This week Rodrigo Rato, who headed the International Monetary Fund (IMF) from 2004 to 2007 was found guilty of misappropriation of funds in a high-profile case that rocked Spain with many bankers blamed for its crisis being taken to court with high profile charges being made against them.
Rato, who was also a former finance minister with Spain’s ruling Popular Party (PP) and a former Caja Madrid chairman which is one of Spain biggest banks , is one of the 65 officials found guilty over their use of ‘black’ complimentary credit cards, which were handed out to dozens of officials at two of the struggling banks.

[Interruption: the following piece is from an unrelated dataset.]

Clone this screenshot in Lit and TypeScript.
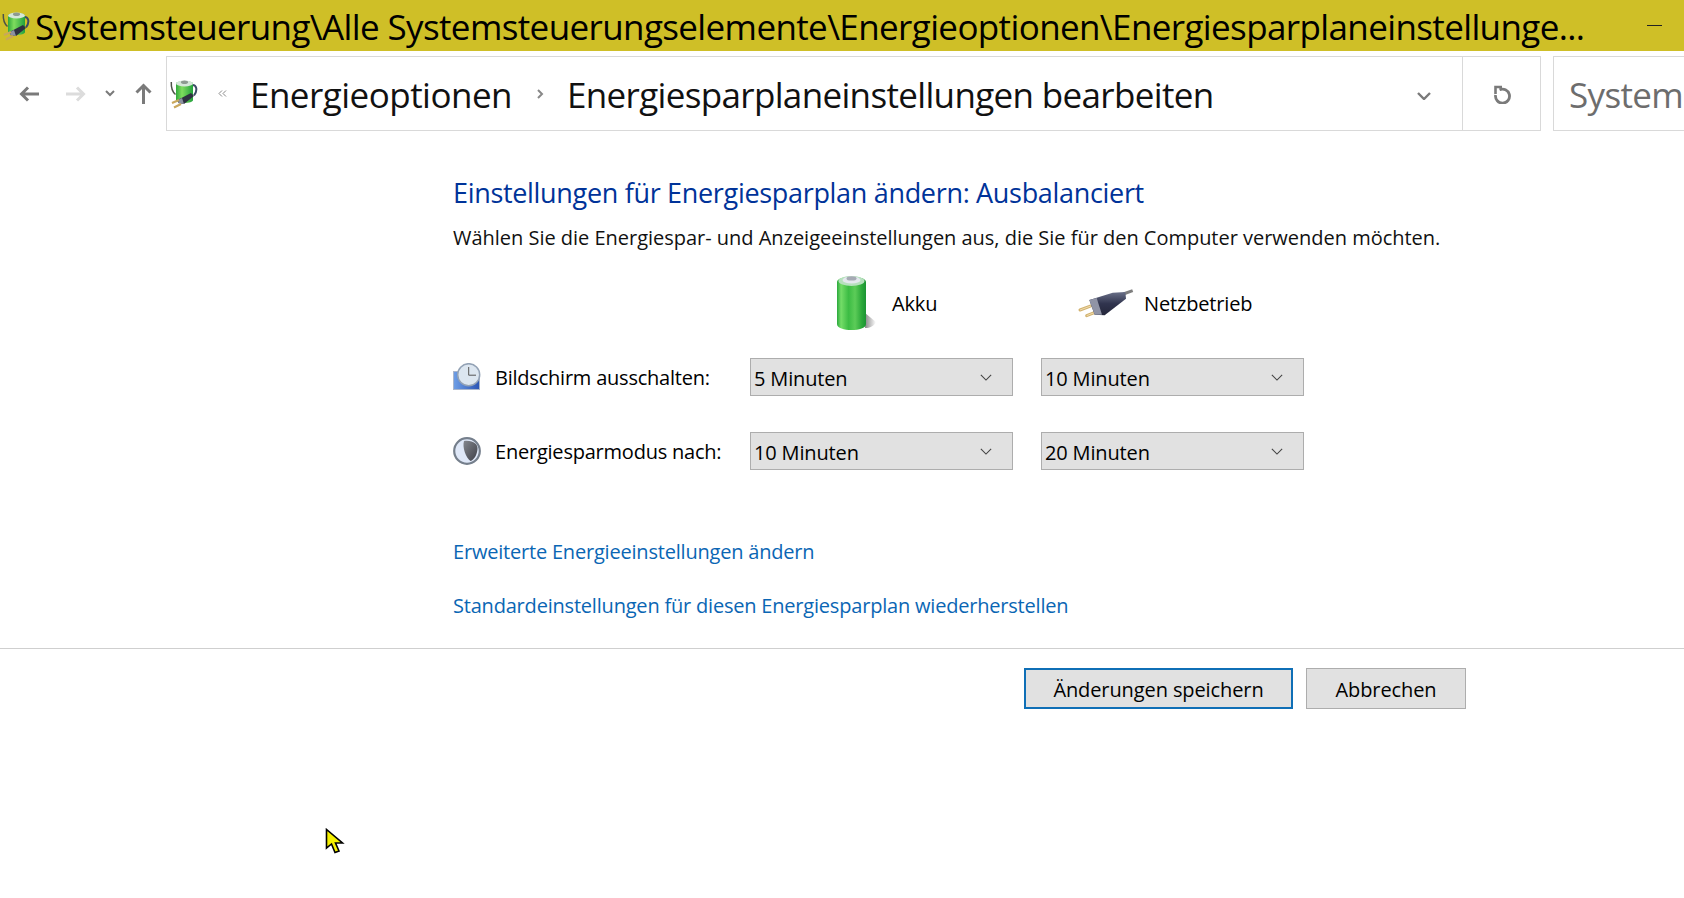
import { LitElement, html, css } from "lit";
import { customElement } from "lit/decorators.js";

const powerIcon = (id: string) => html`<svg width="28" height="30" viewBox="0 0 28 30">
  <defs>
    <linearGradient id="pb${id}" x1="0" x2="1" y1="0" y2="0"><stop offset="0" stop-color="#2fa83a"/><stop offset=".35" stop-color="#7fdc5e"/><stop offset="1" stop-color="#22a03c"/></linearGradient>
  </defs>
  <path d="M1.3 3 C1 9 2.5 13 5.5 15.5" fill="none" stroke="#4d5248" stroke-width="1.5"/>
  <path d="M22 6 C26.5 5.5 28 11 24 16.5" fill="none" stroke="#3c4a66" stroke-width="2"/>
  <path d="M6 4.5 C6 1.5 23 1.5 23 4.5 L23 21 C23 25 6 25 6 21 Z" fill="url(#pb${id})"/>
  <ellipse cx="14.5" cy="4.5" rx="8.5" ry="3" fill="#d5e6d8"/>
  <ellipse cx="14.5" cy="3.2" rx="3.6" ry="1.8" fill="#8d9a90"/>
  <path d="M8.5 20.5 L21 14 L24 17 L14 25 L8 24 Z" fill="#2e3140"/>
  <path d="M9 20.5 L12 19 L14 25 L8 24 Z" fill="#8c91a0"/>
  <path d="M2 24 L9 21 M4 28.5 L11 25" stroke="#c9a75c" stroke-width="2.2"/>
</svg>`;

@customElement("app-root")
export class AppRoot extends LitElement {
  static styles = css`
    :host { display: block; width: 1684px; height: 898px; overflow: hidden; position: relative; background: #fff;
      font-family: "Open Sans", "Noto Sans", sans-serif; color: #000; }
    .title { height: 51px; background: #cfbf27; display: flex; align-items: center; padding-left: 2px; box-sizing: border-box; }
    .title svg { flex: none; }
    .title .t { font-size: 35px; margin-left: 5px; white-space: nowrap; flex: 1; line-height: 51px; letter-spacing: -0.62px; padding-top: 2px; }
    .min { width: 15px; height: 1px; background: #222; margin-right: 22px; flex: none; }
    .nav { height: 75px; margin-top: 5px; display: flex; align-items: stretch; }
    .btns { width: 166px; flex: none; display: flex; align-items: center; padding-left: 19px; box-sizing: border-box; }
    .btns svg { flex: none; }
    .addr { width: 1375px; box-sizing: border-box; border: 1px solid #d9d9d9; display: flex; align-items: center; flex: none; }
    .crumbs { flex: 1; display: flex; align-items: center; padding-left: 3px; }
    .crumb { font-size: 35px; letter-spacing: -0.52px; white-space: nowrap; color: #111; padding-top: 2px; }
    .crumb.long { letter-spacing: -0.66px; }
    .dd { width: 77px; flex: none; align-self: stretch; border-left: 1px solid #d9d9d9; display: flex; align-items: center; justify-content: center; }
    .ddown { flex: none; margin-right: 31px; }
    .search { margin-left: 12px; flex: 1; border: 1px solid #d9d9d9; border-right: none; font-size: 35px; color: #6d6d6d; padding: 2px 0 0 15px; display: flex; align-items: center; overflow: hidden; white-space: nowrap; letter-spacing: -0.66px; }
    .main { padding: 44px 0 0 453px; }
    h1 { margin: 0; font-size: 27px; font-weight: 400; color: #003399; line-height: 36px; letter-spacing: -0.32px; }
    .desc { font-size: 20px; line-height: 28px; margin-top: 13px; letter-spacing: -0.02px; white-space: nowrap; color: #111; }
    .grid { display: grid; grid-template-columns: 269px 263px 263px; column-gap: 28px; margin-top: 23px; align-items: center; font-size: 20px; letter-spacing: -0.15px; width: max-content; }
    .head { height: 56px; display: flex; align-items: center; margin-bottom: 27px; }
    .h1c { padding-left: 86px; gap: 14px; }
    .h2c { padding-left: 37px; gap: 10px; }
    .label { display: flex; align-items: center; gap: 14px; height: 38px; white-space: nowrap; letter-spacing: -0.22px; }
    .label span { padding-top: 1px; }
    .sel { height: 38px; box-sizing: border-box; background: #e1e1e1; border: 1px solid #adadad; display: flex; align-items: center; justify-content: space-between; padding: 0 20px 0 3px; }
    .sel span { padding-top: 2px; }
    .r2 { margin-top: 36px; }
    .links { margin-top: 68px; display: flex; flex-direction: column; gap: 26px; }
    .links a { color: #0a66b4; font-size: 20px; line-height: 28px; letter-spacing: -0.2px; }
    .rule { height: 1px; background: #cfcfcf; margin-top: 28px; }
    .foot { display: flex; padding: 19px 0 0 1024px; gap: 13px; }
    .b { height: 41px; box-sizing: border-box; background: #e1e1e1; border: 1px solid #adadad; display: flex; align-items: center; justify-content: center; font-size: 20px; letter-spacing: -0.1px; width: 160px; padding-top: 1px; }
    .b.p { width: 269px; border: 2px solid #0f6fb6; }
    .cursor { position: absolute; left: 325px; top: 828px; }
  `;

  private chev(w: number, h: number, color: string, sw: number) {
    return html`<svg width=${w} height=${h} viewBox="0 0 14 8"><path d="M1 1 L7 7 L13 1" fill="none" stroke=${color} stroke-width=${sw}/></svg>`;
  }

  private select(v: string) {
    return html`<div class="sel"><span>${v}</span>${this.chev(12, 7, "#444", 1.3)}</div>`;
  }

  render() {
    return html`
      <div class="title">
        ${powerIcon("a")}
        <div class="t">Systemsteuerung\\Alle Systemsteuerungselemente\\Energieoptionen\\Energiesparplaneinstellunge...</div>
        <div class="min"></div>
      </div>
      <div class="nav">
        <div class="btns">
          <svg width="21" height="16" viewBox="0 0 21 16"><path d="M20 8 H3 M9 1.5 L2.5 8 L9 14.5" fill="none" stroke="#7a7a7a" stroke-width="3"/></svg>
          <svg style="margin-left:25px" width="21" height="16" viewBox="0 0 21 16"><path d="M1 8 H18 M12 1.5 L18.5 8 L12 14.5" fill="none" stroke="#dcdcdc" stroke-width="3"/></svg>
          <svg style="margin-left:19px" width="10" height="7" viewBox="0 0 10 7"><path d="M1 1 L5 5 L9 1" fill="none" stroke="#7a7a7a" stroke-width="2"/></svg>
          <svg style="margin-left:20px" width="17" height="21" viewBox="0 0 17 21"><path d="M8.5 21 V3 M1.5 9.5 L8.5 2.5 L15.5 9.5" fill="none" stroke="#7a7a7a" stroke-width="3"/></svg>
        </div>
        <div class="addr">
          <div class="crumbs">
            ${powerIcon("b")}
            <svg style="margin-left:20px" width="9" height="7" viewBox="0 0 9 7"><path d="M4 .5 L1 3.5 L4 6.5 M8 .5 L5 3.5 L8 6.5" fill="none" stroke="#888" stroke-width="1"/></svg>
            <span class="crumb" style="margin-left:23px">Energieoptionen</span>
            <svg style="margin-left:24px" width="8" height="10" viewBox="0 0 8 10"><path d="M2 1 L6 5 L2 9" fill="none" stroke="#888" stroke-width="2"/></svg>
            <span class="crumb long" style="margin-left:23px">Energiesparplaneinstellungen bearbeiten</span>
          </div>
          <div class="ddown">${this.chev(14, 8, "#7a7a7a", 2.4)}</div>
          <div class="dd"><svg width="20" height="20" viewBox="0 0 20 20"><path d="M7.5 5.8 A7 7 0 1 1 3.6 11" fill="none" stroke="#7a7a7a" stroke-width="2.8"/><path d="M3.5 10 V3 H10" fill="none" stroke="#7a7a7a" stroke-width="2.6"/></svg></div>
        </div>
        <div class="search">Systemsteuerung durchsuchen</div>
      </div>
      <div class="main">
        <h1>Einstellungen für Energiesparplan ändern: Ausbalanciert</h1>
        <div class="desc">Wählen Sie die Energiespar- und Anzeigeeinstellungen aus, die Sie für den Computer verwenden möchten.</div>
        <div class="grid">
          <div class="head"></div>
          <div class="head h1c">
            <svg width="42" height="56" viewBox="0 0 42 56">
              <defs>
                <linearGradient id="bat" x1="0" x2="1" y1="0" y2="0"><stop offset="0" stop-color="#2aa83c"/><stop offset=".14" stop-color="#74dd68"/><stop offset=".4" stop-color="#3cbc44"/><stop offset=".62" stop-color="#5ccc58"/><stop offset=".85" stop-color="#2ca93a"/><stop offset="1" stop-color="#1a9433"/></linearGradient>
                <linearGradient id="sh" x1="0" x2="1" y1="0" y2="0"><stop offset="0" stop-color="#8a8a8a"/><stop offset="1" stop-color="#fff"/></linearGradient>
              </defs>
              <path d="M29 38 L40 47 C38 51 34 53 29 53 Z" fill="url(#sh)"/>
              <path d="M1 7 C1 0 30 0 30 7 L30 49 C30 57 1 57 1 49 Z" fill="url(#bat)"/>
              <ellipse cx="15.5" cy="6" rx="13" ry="5" fill="#b6e0bd"/>
              <ellipse cx="15.5" cy="5" rx="9" ry="3.6" fill="#e4e8ee"/>
              <ellipse cx="15.5" cy="3.4" rx="5" ry="2.2" fill="#a6aab4"/>
            </svg>
            <span>Akku</span>
          </div>
          <div class="head h2c">
            <svg width="56" height="30" viewBox="24 22 168 90">
              <defs><linearGradient id="plug" x1="0" x2="0" y1="0" y2="1"><stop offset="0" stop-color="#6a7088"/><stop offset=".5" stop-color="#30344e"/><stop offset="1" stop-color="#24263a"/></linearGradient></defs>
              <path d="M160 40 L188 30" stroke="#7e7e7e" stroke-width="9"/>
              <path d="M65 75 L30 88 M75 95 L50 105" stroke="#d2b26e" stroke-width="9" stroke-linecap="round"/>
              <path d="M65 75 L30 88 M75 95 L50 105" stroke="#f0dcb0" stroke-width="3"/>
              <path d="M58 58 L128 36 L166 34 L168 54 L104 104 L74 102 Z" fill="url(#plug)"/>
              <path d="M58 58 L80 52 L96 102 L74 102 Z" fill="#9094a6"/>
            </svg>
            <span>Netzbetrieb</span>
          </div>
          <div class="label">
            <svg width="28" height="28" viewBox="0 0 28 28">
              <defs><linearGradient id="scr" x1="0" x2="1" y1="0" y2="0"><stop offset="0" stop-color="#6f9fe6"/><stop offset="1" stop-color="#2a54b4"/></linearGradient></defs>
              <rect x=".5" y="8.5" width="26" height="18" fill="url(#scr)" stroke="#aab6cc"/>
              <circle cx="15.7" cy="11.7" r="11" fill="#dce6f0" stroke="#93a2b5" stroke-width="1.5"/>
              <path d="M15.7 4 V12.2 H23" fill="none" stroke="#555" stroke-width="1"/>
            </svg>
            <span>Bildschirm ausschalten:</span>
          </div>
          ${this.select("5 Minuten")}
          ${this.select("10 Minuten")}
          <div class="label r2">
            <svg width="28" height="28" viewBox="0 0 28 28">
              <defs><linearGradient id="moon" x1="0" x2="1" y1="0" y2="1"><stop offset="0" stop-color="#84878e"/><stop offset="1" stop-color="#3e4048"/></linearGradient></defs>
              <circle cx="14" cy="14" r="12.8" fill="#dfe8f8" stroke="#757f8c" stroke-width="2.2"/>
              <path d="M11 4 C20 3 25 7 24.5 12 C24 18 21 23 17.5 24 C13 21 9 10 11 4 Z" fill="url(#moon)"/>
            </svg>
            <span>Energiesparmodus nach:</span>
          </div>
          <div class="r2">${this.select("10 Minuten")}</div>
          <div class="r2">${this.select("20 Minuten")}</div>
        </div>
        <div class="links">
          <a>Erweiterte Energieeinstellungen ändern</a>
          <a>Standardeinstellungen für diesen Energiesparplan wiederherstellen</a>
        </div>
      </div>
      <div class="rule"></div>
      <div class="foot">
        <div class="b p">Änderungen speichern</div>
        <div class="b">Abbrechen</div>
      </div>
      <svg class="cursor" width="20" height="28" viewBox="0 0 20 28"><path d="M1.5 1.5 L1.5 20 L6.5 16 L10 24.5 L14 23 L10.5 15 L17.5 15 Z" fill="#f5f000" stroke="#000" stroke-width="1.6"/></svg>
    `;
  }
}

Also among those found guilty was fellow former Caja Madrid Miguel Blesa, who received a six-year sentence. The sentences for other defendants ranged from 4 months to six years.
From 1999 to 2012, former executives and board members at Caja Madrid, which later merged with other failed lenders to form Bankia, were given credit cards that drew money from essentially a private bank fund. What was found in a investigation was these credit card transactions did not show up on any bank statements or even any documents, nor tax returns.
The 65 defendants used these cards on all sorts of private and personal expenses which overall helped the bill to be worth over €15.5 million .Many menu del dia’s in the Spanish sun were had yachts, designer clothes and expensive holidays. They were npt shy it seemed
Some of the board members had previously claimed that their credit cards were a supplement because of their dedication to the bank, and that the Tax Agency was aware of their existence.
“They were not opaque and they were not black,” said the defense lawyer for Jesús Pedroche, a board member for the Popular Party (PP).